The firm's profit were 20% lower than a year earlier, in line with the bank's previous guidance, due to the poor financial markets busin ess.

Deutsche analyst Jason Napier said: "We think that getting bears to switch sides requires greater confidence on (i)  revenue momentum, (ii) credit quality, and (iii) net capital generation while growing the book. "

"Management reiterated a commitment to be tough on costs – though we think the task of offsetting regulatory requirements and natural wage inflation in the key markets is a difficult one."

It rates Standard shares as a 'hold' and its target price moves to 1190p from 1160p.

In other coverage, JP Morgan Cazenove has started coverage on June banking float TSB (LON:TSB) with a price target of 315p and a 'neutral' rating. The shares currently are changing hands at 288p.

The list price in June was confirmed at 260p per share, and JP morgan says it believes the market is right in valuing the firm at a premium.

"In our view, TSB's growth is likely to pick up gradually from 2015 and will continue beyond 2018, given its capabilities, funding and excess capital," said analyst Raul Sinha.

"Over the long term, if the group succeeds in its strategy, it could more than double its deposit and asset base from 2013 levels in our view."

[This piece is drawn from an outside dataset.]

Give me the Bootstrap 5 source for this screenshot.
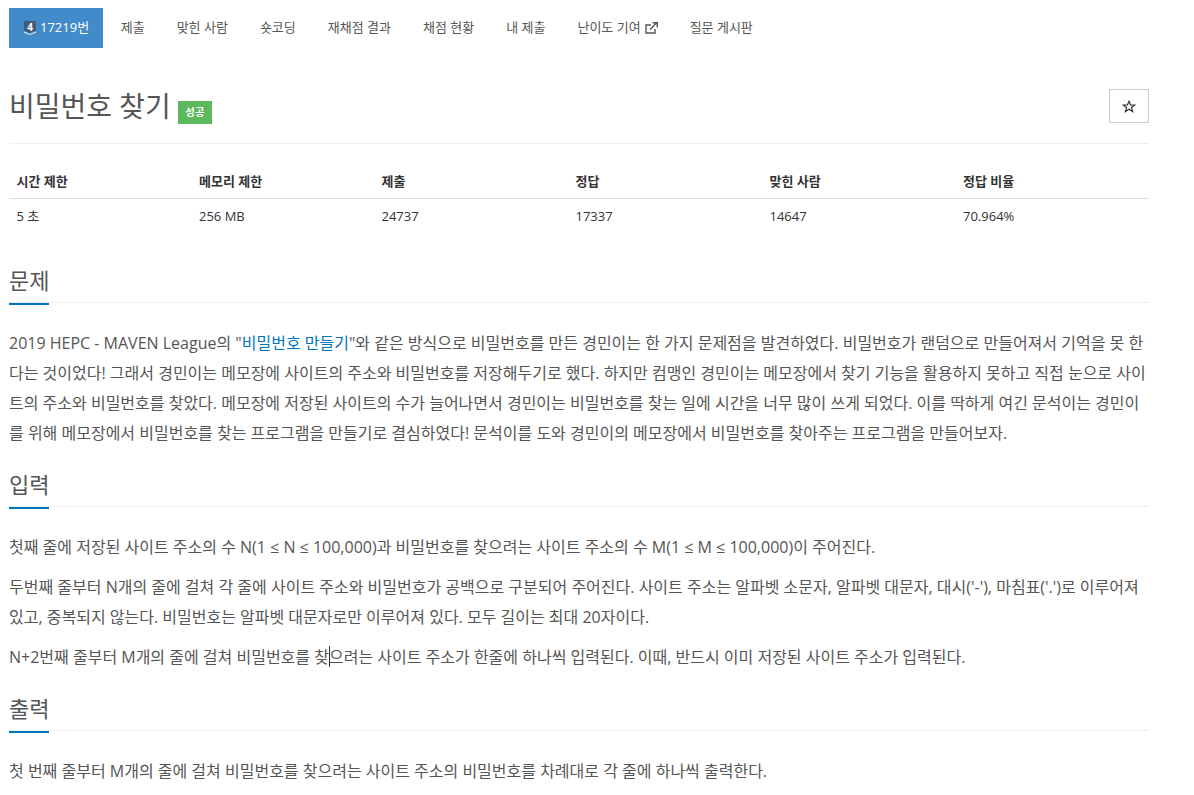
<!DOCTYPE html>
<html lang="ko"><head><meta charset="utf-8">
<link href="https://cdn.jsdelivr.net/npm/bootstrap@5.3.0/dist/css/bootstrap.min.css" rel="stylesheet">
<style>
body{font-family:"Open Sans","Noto Sans CJK KR",sans-serif;color:#555;background:#fff;overflow:hidden;margin:0}
.pg{width:1140px;margin-left:9px}
.tabs{padding-top:8px;height:48px;font-size:13px;gap:0}
.tabs a{display:flex;align-items:center;height:40px;padding:0 16px;color:#555;text-decoration:none;white-space:nowrap}
.tabs a.on{background:#428bca;color:#fff;padding:0 14px 0 15px;margin-right:1.6px}
.tier{margin-right:3px}
.ttl-row{height:96px;border-bottom:1px solid #eee;padding-top:41px}
.ttl{font-size:28px;line-height:34px;color:#555;font-weight:400;margin:0}
.lbl{background:#5cb85c;color:#fff;font-size:10.5px;font-weight:700;padding:0 7.5px;height:23px;line-height:23px;margin-left:7px;margin-top:12px}
.star{width:40px;height:34px;border:1px solid #ccc;color:#333}
.info{margin-top:21px;font-size:13px;color:#333;margin-bottom:0;border-collapse:collapse;width:100%;table-layout:fixed}
.info th{height:33px;border-bottom:1px solid #ddd;font-weight:700;padding:0 7.5px;vertical-align:middle}
.info td{height:37px;padding:0 7.5px;vertical-align:middle}
.sec{margin-top:12px;border-bottom:1px dotted #ddd;height:47px;position:relative}
.info+.sec{margin-top:21px}
.sec h2{font-size:22px;font-weight:400;color:#555;line-height:30px;margin:0;padding-top:9px;width:40px;height:38px;box-sizing:content-box;white-space:nowrap;border-bottom:2px solid #0076c0}
.txt{font-size:16px;line-height:30px;margin:0;color:#555}
.sec+.txt{margin-top:25px}
.txt+.txt{margin-top:10px}
.txt a{color:#0076c0;text-decoration:none}
.caret-i{position:relative}
.caret-i::after{content:"";position:absolute;left:0;top:0;height:21px;width:1px;background:#333}
</style></head><body>
<div class="pg">
<nav class="tabs d-flex">
<a class="on" href="#"><svg width="13" height="14" viewBox="0 0 13 14" class="tier flex-shrink-0"><path d="M0 0h12v9.500l-6 2.500-6-2.500z" fill="#435b78"/><path d="M0 10.500l6 2.500 6-2.500v1.200L6 14 0 11.700z" fill="#dfe6ee"/><text x="6" y="9.500" font-size="10" font-weight="700" fill="#fff" text-anchor="middle" font-family="Open Sans">4</text></svg>17219번</a>
<a href="#">제출</a><a href="#">맞힌 사람</a><a href="#">숏코딩</a><a href="#">재채점 결과</a><a href="#">채점 현황</a><a href="#">내 제출</a>
<a href="#">난이도 기여<svg class="ms-1" width="13" height="12" viewBox="0 0 13 12" fill="none" stroke="#555" stroke-width="1.400"><path d="M10 7v4H1V3h5"/><path d="M5 7.500 11.500 1M7.500 .7h4.800v4.800"/></svg></a>
<a href="#">질문 게시판</a>
</nav>
<div class="ttl-row d-flex">
<h1 class="ttl">비밀번호 찾기</h1><span class="lbl">성공</span>
<button class="star btn rounded-0 p-0 ms-auto d-flex align-items-center justify-content-center bg-white" type="button" aria-label="즐겨찾기"><svg width="14" height="13" viewBox="0 0 14 13"><path d="M7 1.200 8.600 5h4l-3.200 2.500L10.600 11.600 7 9.200 3.400 11.600 4.600 7.500 1.400 5h4z" fill="none" stroke="#333" stroke-width="1.200"/></svg></button>
</div>
<table class="info"><colgroup><col style="width:182.500px"><col style="width:182.500px"><col style="width:194px"><col style="width:194px"><col style="width:193.500px"><col></colgroup>
<thead><tr><th>시간 제한</th><th>메모리 제한</th><th>제출</th><th>정답</th><th>맞힌 사람</th><th>정답 비율</th></tr></thead>
<tbody><tr><td>5 초</td><td>256 MB</td><td>24737</td><td>17337</td><td>14647</td><td>70.964%</td></tr></tbody></table>
<div class="sec"><h2>문제</h2></div>
<p class="txt">2019 HEPC - MAVEN League의 "<a href="#">비밀번호 만들기</a>"와 같은 방식으로 비밀번호를 만든 경민이는 한 가지 문제점을 발견하였다. 비밀번호가 랜덤으로 만들어져서 기억을 못 한다는 것이었다! 그래서 경민이는 메모장에 사이트의 주소와 비밀번호를 저장해두기로 했다. 하지만 컴맹인 경민이는 메모장에서 찾기 기능을 활용하지 못하고 직접 눈으로 사이트의 주소와 비밀번호를 찾았다. 메모장에 저장된 사이트의 수가 늘어나면서 경민이는 비밀번호를 찾는 일에 시간을 너무 많이 쓰게 되었다. 이를 딱하게 여긴 문석이는 경민이를 위해 메모장에서 비밀번호를 찾는 프로그램을 만들기로 결심하였다! 문석이를 도와 경민이의 메모장에서 비밀번호를 찾아주는 프로그램을 만들어보자.</p>
<div class="sec"><h2>입력</h2></div>
<p class="txt">첫째 줄에 저장된 사이트 주소의 수 N(1 ≤ N ≤ 100,000)과 비밀번호를 찾으려는 사이트 주소의 수 M(1 ≤ M ≤ 100,000)이 주어진다.</p>
<p class="txt">두번째 줄부터 N개의 줄에 걸쳐 각 줄에 사이트 주소와 비밀번호가 공백으로 구분되어 주어진다. 사이트 주소는 알파벳 소문자, 알파벳 대문자, 대시('-'), 마침표('.')로 이루어져 있고, 중복되지 않는다. 비밀번호는 알파벳 대문자로만 이루어져 있다. 모두 길이는 최대 20자이다.</p>
<p class="txt">N+2번째 줄부터 M개의 줄에 걸쳐 비밀번호를 찾<span class="caret-i">으</span>려는 사이트 주소가 한줄에 하나씩 입력된다. 이때, 반드시 이미 저장된 사이트 주소가 입력된다.</p>
<div class="sec"><h2>출력</h2></div>
<p class="txt">첫 번째 줄부터 M개의 줄에 걸쳐 비밀번호를 찾으려는 사이트 주소의 비밀번호를 차례대로 각 줄에 하나씩 출력한다.</p>
</div>
</body></html>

Technology firm Quindell (LON:QPP) was the subject of a note from Cenkos, which rates the shares a 'buy' ahead of interim results laetr this month.

Yesterday, the firm's  trading update was welcomed by the market  as it revealed operating cash flow turned positive last month (July).

The group is on track for full year 2014 profit and cash flow guidance 

Cenkos said:  "The shares, trading on a P/E of 2x, continue to discount balance sheet risk rather than any fundamental value across the group’s two divisions. Results in a couple of weeks will provide another opportunity for management to outline their visibility on H2 cash collection which should help support a short-term re-rating."

Big cap miners were in focus today and Randgold Resources (LON:RRS) put out half year results, which revealed a 19% decline in output at the Kibali gold mine in DRC in the second quarter compared to the first.

Overall, the group's production for Q2 was 277,283 ounces, bringing H1 production to 561,046, in-line with the lower end of the guided range for full year 2014.

Rob Broke at Westhouse said: "Overall Q2 was marginally disappointing, but we expect H2 to be stronger, with increased production at Tongon and Kibali helping to support the strong operational performance being delivered at Loulo-Gounkoto. 

"We will be reviewing our Add recommendation and 5,000p target price on the back of these results."